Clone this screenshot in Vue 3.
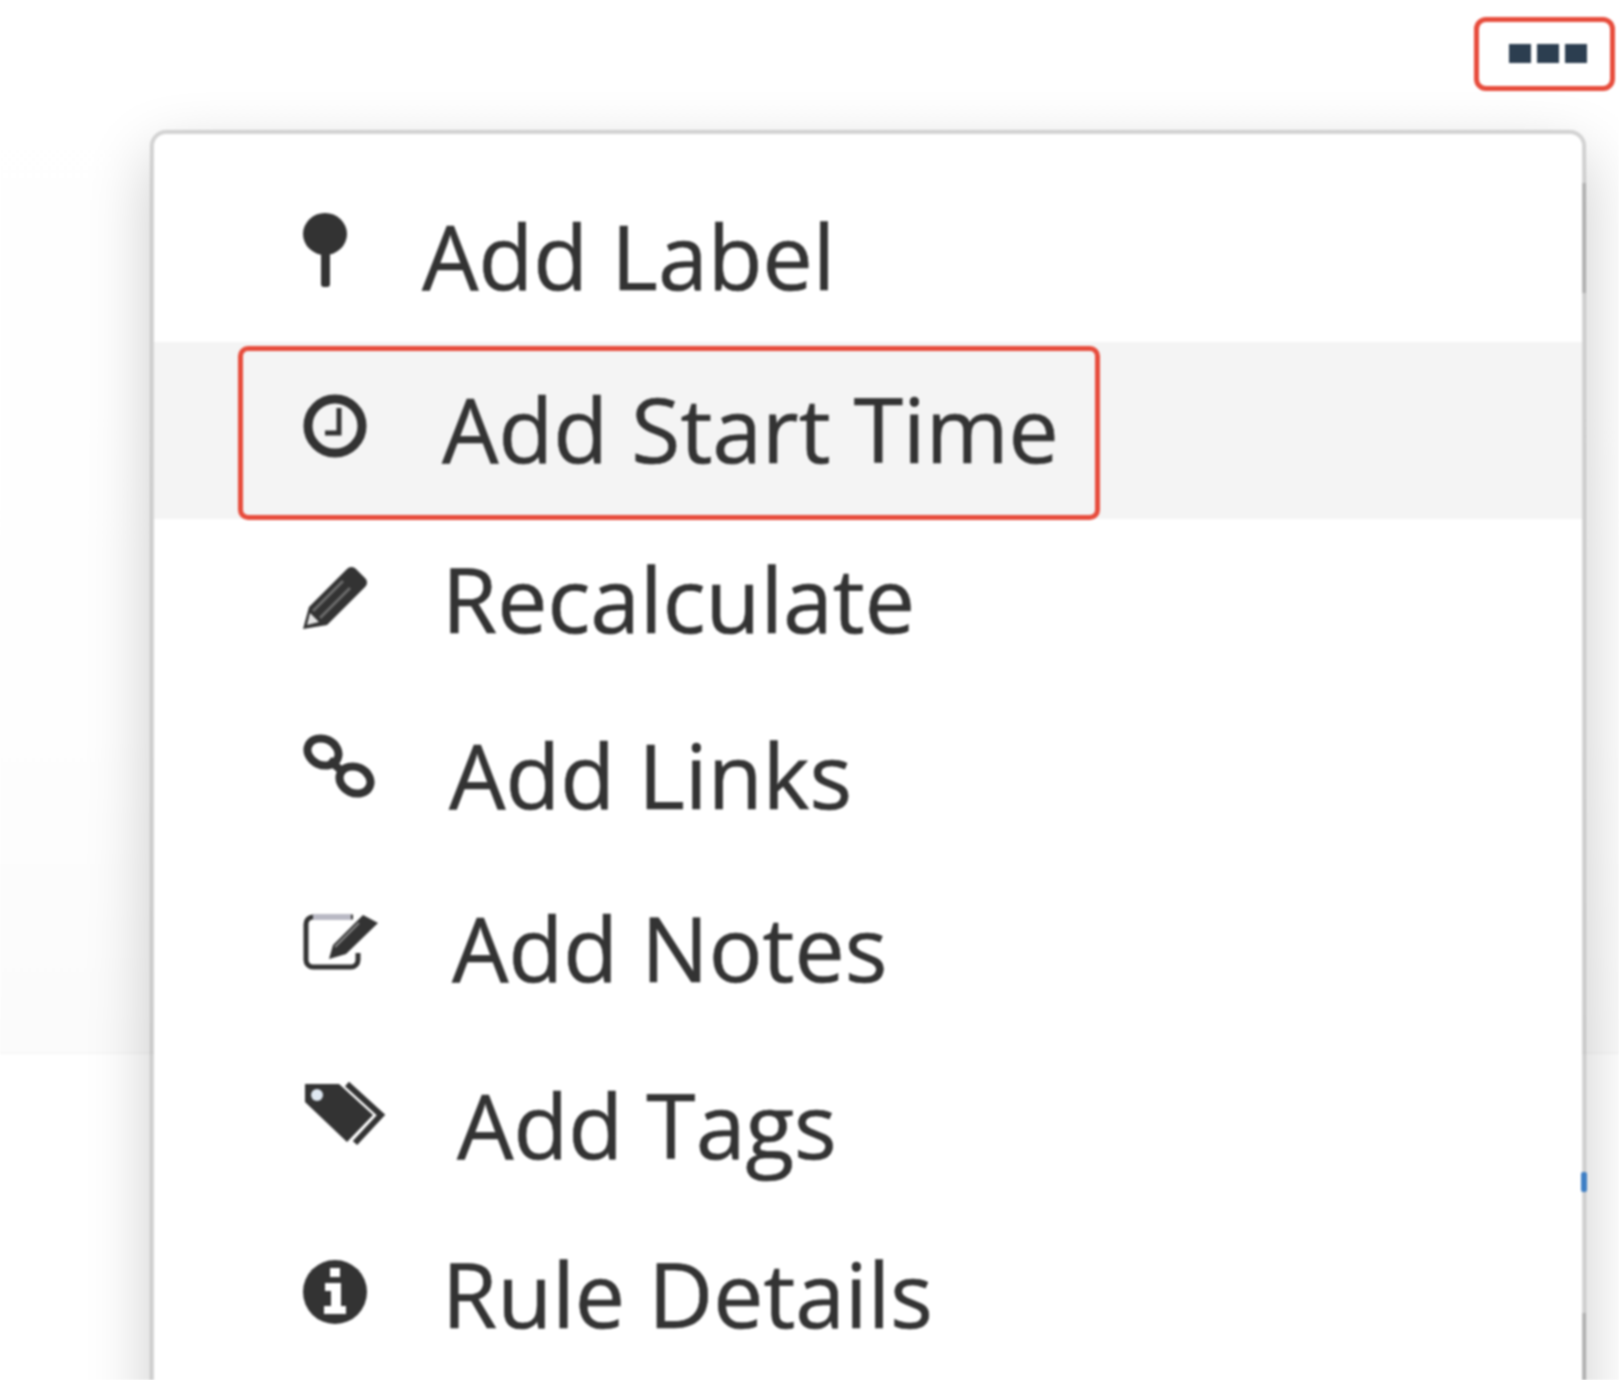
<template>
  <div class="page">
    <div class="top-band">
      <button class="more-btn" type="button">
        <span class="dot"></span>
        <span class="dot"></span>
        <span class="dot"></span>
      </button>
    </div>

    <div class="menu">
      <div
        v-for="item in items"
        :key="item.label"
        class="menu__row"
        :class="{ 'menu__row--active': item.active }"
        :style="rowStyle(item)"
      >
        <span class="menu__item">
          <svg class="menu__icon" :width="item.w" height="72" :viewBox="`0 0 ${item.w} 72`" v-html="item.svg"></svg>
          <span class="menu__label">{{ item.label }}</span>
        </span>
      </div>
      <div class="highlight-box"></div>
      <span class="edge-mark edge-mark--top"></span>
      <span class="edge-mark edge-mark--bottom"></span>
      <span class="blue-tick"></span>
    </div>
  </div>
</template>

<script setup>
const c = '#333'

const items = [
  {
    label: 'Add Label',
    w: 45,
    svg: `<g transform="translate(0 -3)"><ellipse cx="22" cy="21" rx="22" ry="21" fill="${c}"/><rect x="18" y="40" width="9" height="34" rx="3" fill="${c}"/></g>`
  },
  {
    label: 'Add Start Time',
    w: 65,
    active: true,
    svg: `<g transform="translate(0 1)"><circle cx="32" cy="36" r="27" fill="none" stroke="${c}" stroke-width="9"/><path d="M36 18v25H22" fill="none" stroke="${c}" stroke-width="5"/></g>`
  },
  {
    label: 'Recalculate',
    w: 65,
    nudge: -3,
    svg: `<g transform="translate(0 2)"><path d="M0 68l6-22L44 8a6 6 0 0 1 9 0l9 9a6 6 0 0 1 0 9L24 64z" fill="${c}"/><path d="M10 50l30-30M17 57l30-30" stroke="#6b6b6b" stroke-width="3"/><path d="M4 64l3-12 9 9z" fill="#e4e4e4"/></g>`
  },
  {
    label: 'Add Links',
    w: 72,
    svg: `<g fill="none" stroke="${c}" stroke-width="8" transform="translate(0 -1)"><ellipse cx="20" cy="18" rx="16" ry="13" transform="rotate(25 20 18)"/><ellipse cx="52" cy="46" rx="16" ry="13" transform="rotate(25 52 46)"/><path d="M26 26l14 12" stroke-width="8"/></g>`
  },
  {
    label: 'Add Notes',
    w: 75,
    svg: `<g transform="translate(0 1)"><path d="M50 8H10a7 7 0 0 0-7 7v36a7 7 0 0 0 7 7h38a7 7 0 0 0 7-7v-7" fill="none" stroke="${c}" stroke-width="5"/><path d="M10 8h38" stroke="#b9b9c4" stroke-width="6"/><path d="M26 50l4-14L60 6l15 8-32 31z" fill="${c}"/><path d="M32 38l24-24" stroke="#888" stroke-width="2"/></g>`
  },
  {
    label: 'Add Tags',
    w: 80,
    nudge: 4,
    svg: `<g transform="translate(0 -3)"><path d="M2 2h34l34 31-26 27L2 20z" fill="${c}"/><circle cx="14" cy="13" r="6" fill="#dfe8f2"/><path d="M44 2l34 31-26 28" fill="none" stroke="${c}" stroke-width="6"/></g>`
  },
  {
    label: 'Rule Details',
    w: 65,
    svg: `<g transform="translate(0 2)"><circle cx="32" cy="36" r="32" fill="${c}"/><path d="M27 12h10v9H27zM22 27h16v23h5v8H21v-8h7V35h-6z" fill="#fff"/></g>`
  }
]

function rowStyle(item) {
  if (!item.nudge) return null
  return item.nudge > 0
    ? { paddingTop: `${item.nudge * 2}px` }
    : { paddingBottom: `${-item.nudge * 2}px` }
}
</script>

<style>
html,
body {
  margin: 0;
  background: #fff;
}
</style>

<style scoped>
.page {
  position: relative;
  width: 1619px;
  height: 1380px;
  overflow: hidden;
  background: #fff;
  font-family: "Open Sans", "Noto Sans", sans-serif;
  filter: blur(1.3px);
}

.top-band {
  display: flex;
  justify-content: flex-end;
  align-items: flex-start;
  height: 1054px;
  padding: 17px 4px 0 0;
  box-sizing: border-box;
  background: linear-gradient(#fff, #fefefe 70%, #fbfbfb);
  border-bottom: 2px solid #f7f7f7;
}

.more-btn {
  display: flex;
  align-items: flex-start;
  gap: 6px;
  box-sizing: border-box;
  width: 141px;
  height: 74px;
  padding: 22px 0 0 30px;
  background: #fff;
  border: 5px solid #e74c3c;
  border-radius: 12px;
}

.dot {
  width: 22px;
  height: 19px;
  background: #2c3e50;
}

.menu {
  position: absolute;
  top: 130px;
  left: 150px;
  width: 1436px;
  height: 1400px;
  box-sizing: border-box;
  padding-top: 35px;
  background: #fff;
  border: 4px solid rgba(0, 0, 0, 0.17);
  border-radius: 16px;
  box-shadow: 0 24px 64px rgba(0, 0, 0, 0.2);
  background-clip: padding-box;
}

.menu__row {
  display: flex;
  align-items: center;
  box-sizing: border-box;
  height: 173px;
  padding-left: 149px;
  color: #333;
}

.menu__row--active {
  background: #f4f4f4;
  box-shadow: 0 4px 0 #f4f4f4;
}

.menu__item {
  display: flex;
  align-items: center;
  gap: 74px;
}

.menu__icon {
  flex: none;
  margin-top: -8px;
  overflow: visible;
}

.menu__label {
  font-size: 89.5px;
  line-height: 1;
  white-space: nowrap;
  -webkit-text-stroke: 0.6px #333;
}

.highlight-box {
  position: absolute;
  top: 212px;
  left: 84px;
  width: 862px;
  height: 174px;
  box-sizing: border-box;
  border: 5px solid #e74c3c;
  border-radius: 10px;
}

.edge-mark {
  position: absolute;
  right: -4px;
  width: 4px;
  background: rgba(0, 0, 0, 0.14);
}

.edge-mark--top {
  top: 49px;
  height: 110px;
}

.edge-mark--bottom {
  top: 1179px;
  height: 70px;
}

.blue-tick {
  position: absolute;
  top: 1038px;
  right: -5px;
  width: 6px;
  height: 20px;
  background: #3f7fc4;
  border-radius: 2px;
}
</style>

..........

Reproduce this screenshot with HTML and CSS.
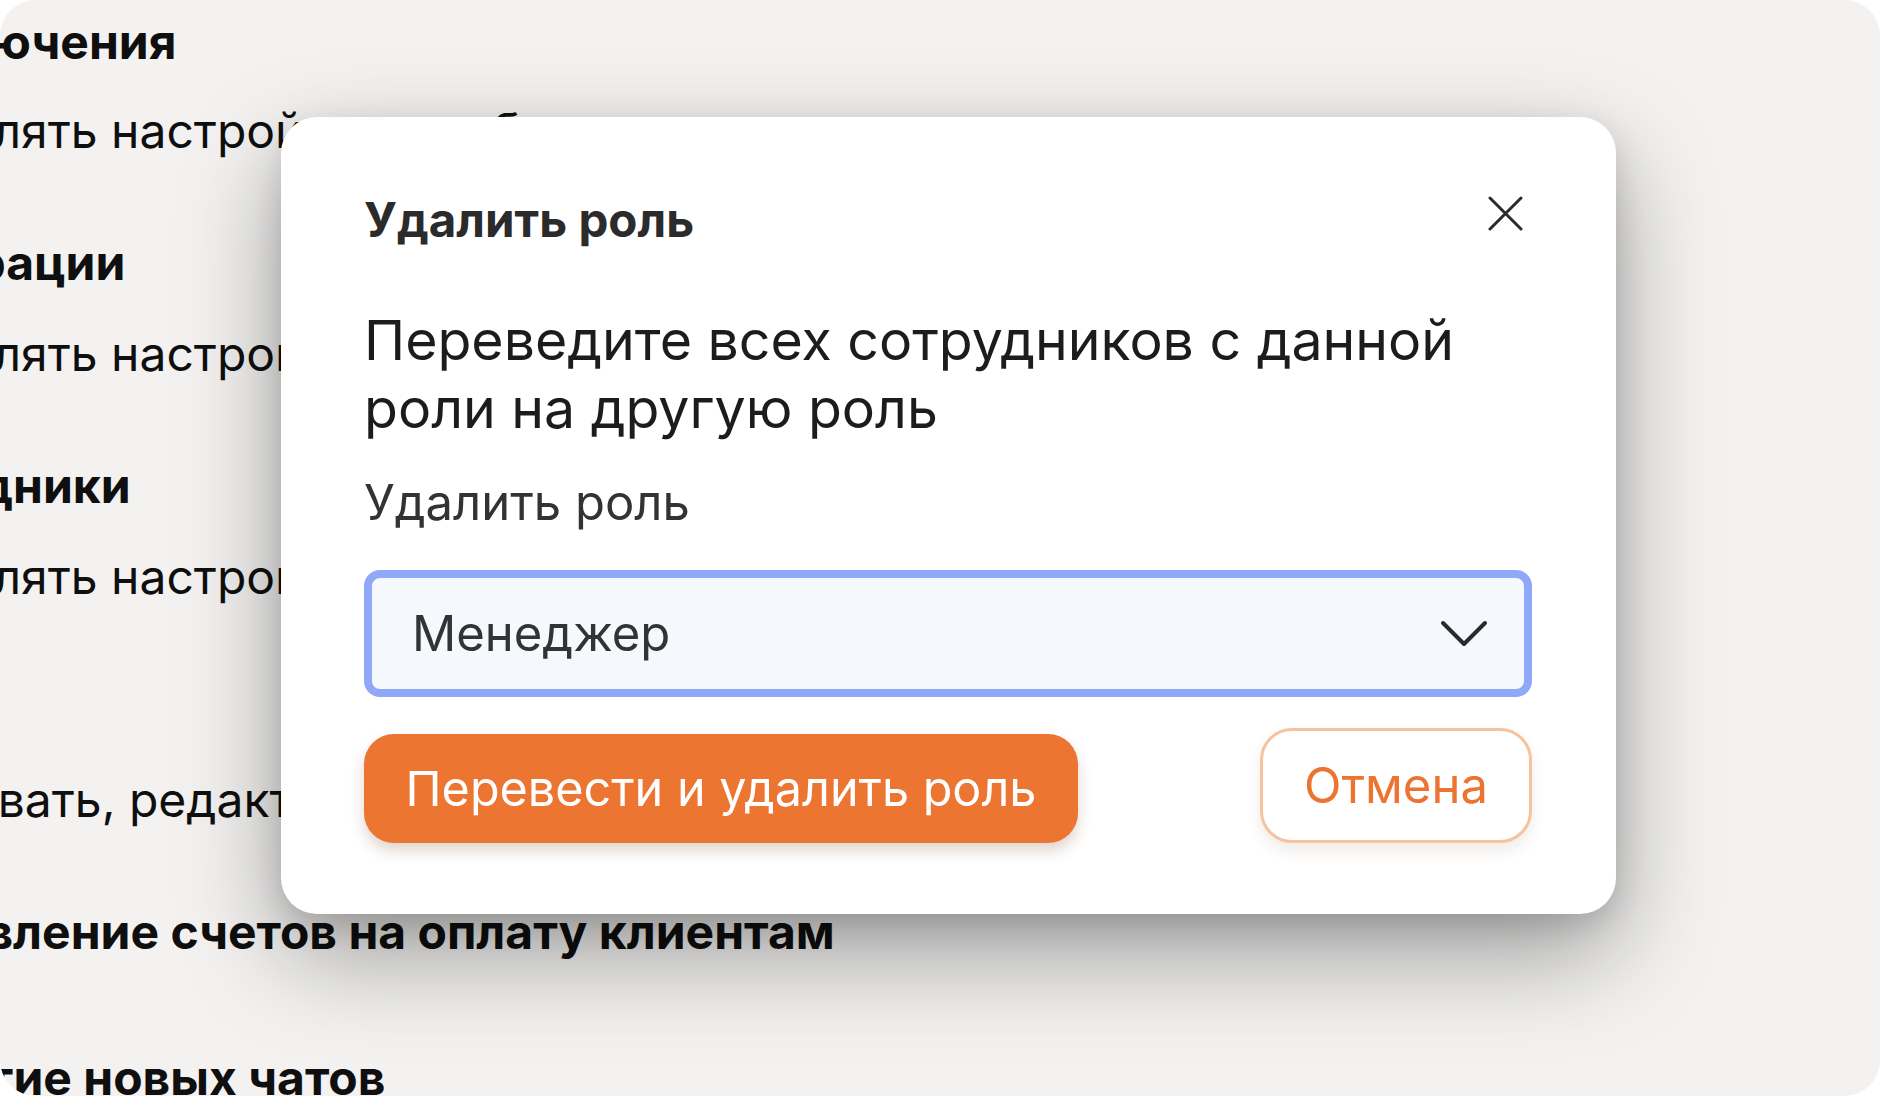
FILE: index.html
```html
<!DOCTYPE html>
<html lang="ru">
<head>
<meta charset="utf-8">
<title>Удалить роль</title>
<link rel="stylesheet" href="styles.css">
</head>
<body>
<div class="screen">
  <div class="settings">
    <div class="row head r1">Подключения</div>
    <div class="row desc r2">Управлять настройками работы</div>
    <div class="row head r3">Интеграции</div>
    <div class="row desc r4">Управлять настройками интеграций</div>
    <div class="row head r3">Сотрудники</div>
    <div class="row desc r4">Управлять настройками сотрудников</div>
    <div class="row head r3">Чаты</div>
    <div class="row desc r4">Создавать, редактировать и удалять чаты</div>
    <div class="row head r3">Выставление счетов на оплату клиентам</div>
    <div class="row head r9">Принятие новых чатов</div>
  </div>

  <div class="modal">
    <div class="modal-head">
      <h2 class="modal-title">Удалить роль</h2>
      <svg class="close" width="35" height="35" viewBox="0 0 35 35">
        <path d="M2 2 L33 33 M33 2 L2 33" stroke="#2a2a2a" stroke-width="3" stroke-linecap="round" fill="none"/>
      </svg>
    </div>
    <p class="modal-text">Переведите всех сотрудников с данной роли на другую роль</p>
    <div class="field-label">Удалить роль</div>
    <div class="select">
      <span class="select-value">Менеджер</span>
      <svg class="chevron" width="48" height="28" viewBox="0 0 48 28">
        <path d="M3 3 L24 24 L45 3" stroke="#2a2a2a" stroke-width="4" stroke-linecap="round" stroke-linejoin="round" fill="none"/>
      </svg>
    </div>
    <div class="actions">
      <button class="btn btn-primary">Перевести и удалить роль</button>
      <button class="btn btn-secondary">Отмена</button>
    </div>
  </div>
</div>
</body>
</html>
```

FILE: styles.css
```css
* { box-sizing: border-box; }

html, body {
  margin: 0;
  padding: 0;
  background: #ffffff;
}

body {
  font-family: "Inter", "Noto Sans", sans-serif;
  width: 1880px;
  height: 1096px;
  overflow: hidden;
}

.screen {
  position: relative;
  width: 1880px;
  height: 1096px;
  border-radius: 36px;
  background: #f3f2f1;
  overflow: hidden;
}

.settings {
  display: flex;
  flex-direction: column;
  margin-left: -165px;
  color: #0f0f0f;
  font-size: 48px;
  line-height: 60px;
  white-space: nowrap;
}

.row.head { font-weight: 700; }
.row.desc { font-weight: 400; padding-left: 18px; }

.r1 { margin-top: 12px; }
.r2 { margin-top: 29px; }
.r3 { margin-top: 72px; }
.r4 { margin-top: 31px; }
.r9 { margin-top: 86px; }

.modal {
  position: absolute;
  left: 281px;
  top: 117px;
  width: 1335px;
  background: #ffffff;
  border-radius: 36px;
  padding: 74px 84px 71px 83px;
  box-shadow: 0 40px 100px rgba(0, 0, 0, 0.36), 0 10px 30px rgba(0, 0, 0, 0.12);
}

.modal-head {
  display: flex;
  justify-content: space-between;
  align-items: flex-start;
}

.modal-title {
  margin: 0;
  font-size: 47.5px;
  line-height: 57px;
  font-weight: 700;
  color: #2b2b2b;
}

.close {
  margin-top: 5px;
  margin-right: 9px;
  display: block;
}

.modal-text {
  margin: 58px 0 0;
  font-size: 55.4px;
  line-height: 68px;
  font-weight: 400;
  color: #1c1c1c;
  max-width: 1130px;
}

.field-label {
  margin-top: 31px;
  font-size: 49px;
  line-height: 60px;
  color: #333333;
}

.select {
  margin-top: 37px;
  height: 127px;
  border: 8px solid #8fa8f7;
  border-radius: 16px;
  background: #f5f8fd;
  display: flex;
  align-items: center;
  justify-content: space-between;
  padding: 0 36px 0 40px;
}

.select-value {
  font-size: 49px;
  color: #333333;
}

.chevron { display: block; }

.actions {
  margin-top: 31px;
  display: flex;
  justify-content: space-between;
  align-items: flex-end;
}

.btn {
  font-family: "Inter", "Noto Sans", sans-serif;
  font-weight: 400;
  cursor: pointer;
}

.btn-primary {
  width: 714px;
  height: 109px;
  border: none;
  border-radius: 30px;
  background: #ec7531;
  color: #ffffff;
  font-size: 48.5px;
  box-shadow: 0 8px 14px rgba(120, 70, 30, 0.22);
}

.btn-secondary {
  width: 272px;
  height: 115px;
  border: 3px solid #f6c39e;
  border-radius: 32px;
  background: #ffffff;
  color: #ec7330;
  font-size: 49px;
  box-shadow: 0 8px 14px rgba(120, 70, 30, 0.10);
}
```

..........

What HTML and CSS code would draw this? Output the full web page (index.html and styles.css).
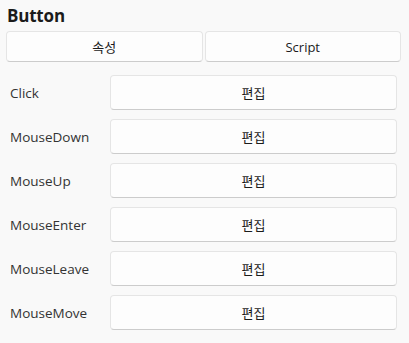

..........

__Short task__
For the material above, give again only the lines starting at the line that contains "Clone this screenshot in Vue 3." and ending at the line that contains "const c = '#333'". Pictures do not belong in the copy.

__Exercise answer__
Clone this screenshot in Vue 3.
<template>
  <div class="page">
    <div class="top-band">
      <button class="more-btn" type="button">
        <span class="dot"></span>
        <span class="dot"></span>
        <span class="dot"></span>
      </button>
    </div>

    <div class="menu">
      <div
        v-for="item in items"
        :key="item.label"
        class="menu__row"
        :class="{ 'menu__row--active': item.active }"
        :style="rowStyle(item)"
      >
        <span class="menu__item">
          <svg class="menu__icon" :width="item.w" height="72" :viewBox="`0 0 ${item.w} 72`" v-html="item.svg"></svg>
          <span class="menu__label">{{ item.label }}</span>
        </span>
      </div>
      <div class="highlight-box"></div>
      <span class="edge-mark edge-mark--top"></span>
      <span class="edge-mark edge-mark--bottom"></span>
      <span class="blue-tick"></span>
    </div>
  </div>
</template>

<script setup>
const c = '#333'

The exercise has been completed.